- Born: 4 January 1995 (age 31) Lviv, Ukraine
- Height: 172 cm (5 ft 8 in)

Gymnastics career
- Discipline: Acrobatic gymnastics
- Country represented: Ukraine;
- Head coaches: Kostiantyn Kukurudz Angela Boiko
- Medal record
Men's acrobatic gymnastics
Representing Ukraine
World Games
| Silver medal – second place | 2025 Chengdu | Group all-around |
| Bronze medal – third place | 2022 Birmingham | Group all-around |
World Championships
| Bronze medal – third place | 2020 Geneva | Group all-around |
| Bronze medal – third place | 2024 Guimarães | Group all-around |
| Bronze medal – third place | 2024 Guimarães | Group balance |
European Championships
| Silver medal – second place | 2023 Varna | Group dynamic |
| Silver medal – second place | 2025 Luxembourg | Group balance |
| Bronze medal – third place | 2017 Rzeszów | Group all-around |
| Bronze medal – third place | 2017 Rzeszów | Group dynamic |
| Bronze medal – third place | 2019 Holon | Group dynamic |
| Bronze medal – third place | 2021 Pesaro | Group all-around |

= Taras Yarush =

Ukrainian acrobatic gymnast

Taras Oleksandrovych Yarush (Тарас Олександрович Яруш, born 4 January 1995 in Lviv) is a Ukrainian male acrobatic gymnast.

==Career==
Taras with Stanislav Kukurudz and Yurii Push debuted competing at the 2016 Acrobatic Gymnastics World Championships in the group all-around event, finishing 4th in final and qualifying at the 2017 World Games.

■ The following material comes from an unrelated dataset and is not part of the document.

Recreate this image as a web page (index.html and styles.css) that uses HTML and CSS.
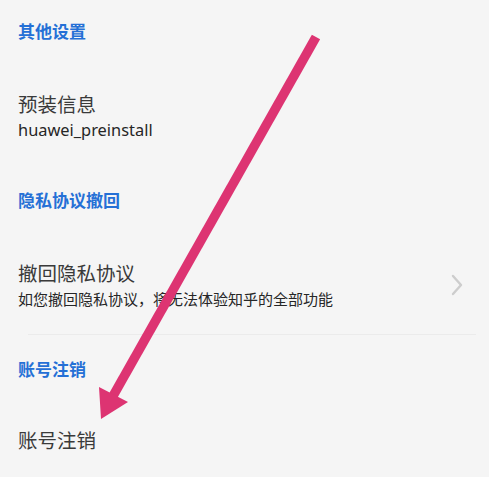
FILE: index.html
```html
<!DOCTYPE html>
<html lang="zh-CN">
<head>
<meta charset="utf-8">
<link rel="stylesheet" href="styles.css">
</head>
<body>
<div class="page">
  <div class="section-title first">其他设置</div>
  <div class="item">
    <div class="texts">
      <div class="item-title">预装信息</div>
      <div class="item-sub latin">huawei_preinstall</div>
    </div>
  </div>
  <div class="section-title">隐私协议撤回</div>
  <div class="item item-gap">
    <div class="texts">
      <div class="item-title">撤回隐私协议</div>
      <div class="item-sub">如您撤回隐私协议，将无法体验知乎的全部功能</div>
    </div>
    <svg class="chevron" width="12" height="22" viewBox="0 0 12 22"><polyline points="2,2 10,11 2,20" fill="none" stroke="#cdcdcd" stroke-width="2.4" stroke-linecap="round" stroke-linejoin="round"/></svg>
  </div>
  <div class="divider"></div>
  <div class="section-title s3">账号注销</div>
  <div class="item item-last">
    <div class="texts">
      <div class="item-title">账号注销</div>
    </div>
  </div>
</div>
<svg class="arrow" width="489" height="477" viewBox="0 0 489 477">
  <line x1="316" y1="37" x2="113" y2="396" stroke="#dd3472" stroke-width="9.5"/>
  <polygon points="99,387 128,402 101,419" fill="#dd3472"/>
</svg>
</body>
</html>
```
FILE: styles.css
```css
html, body {
  margin: 0;
  padding: 0;
  background: #f5f5f5;
}
body {
  width: 489px;
  height: 477px;
  overflow: hidden;
  position: relative;
  font-family: "Noto Sans CJK SC", "Noto Sans", sans-serif;
}
.page {
  padding: 19px 0 0 18px;
}
.section-title {
  font-size: 17px;
  line-height: 24px;
  font-weight: 700;
  color: #2570d6;
  margin-top: 48px;
}
.section-title.first {
  margin-top: 0;
}
.section-title.s3 {
  margin-top: 22px;
}
.item {
  display: flex;
  align-items: center;
  margin-top: 48px;
  padding-right: 26px;
}
.item-last {
  margin-top: 46px;
}
.texts {
  flex: 1;
  display: flex;
  flex-direction: column;
  gap: 3px;
}
.item-title {
  font-size: 19.5px;
  line-height: 26px;
  color: #3a3a3a;
}
.item-sub {
  font-size: 15px;
  line-height: 20px;
  color: #262626;
}
.item-sub.latin {
  font-family: "Noto Sans", "Open Sans", sans-serif;
  font-size: 16.4px;
}
.chevron {
  display: block;
}
.divider {
  height: 1px;
  background: #ebebeb;
  margin: 25px 13px 0 10px;
}
.arrow {
  position: absolute;
  left: 0;
  top: 0;
}
```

The following year, he competed at the 2017 Acrobatic Gymnastics European Championships, receiving bronze medals in group dynamic and group all-around events. Stanislav represented Ukraine at the 2017 World Games, finishing 5th in group all-around event.

In 2018, Taras with his teammates won a first gold medal at the FIG Acrobatic Gymnastics World Cup in Puurs in the group all-around event.

At the 2019 Acrobatic Gymnastics European Championships, held in Holon, Taras won a bronze medal in the group dynamic event.

In 2021, Taras won a first bronze medal at the World Championships, held in Geneva, in the group all-around event. He also won a bronze medal in the group all-around event at the 2021 Acrobatic Gymnastics European Championships.

In 2022, Taras won a first bronze medal at the World Games in Birmingham in the group all-around event.

The following year, he won a first silver medal at the European Championships, held in Varna, in the group dynamic event.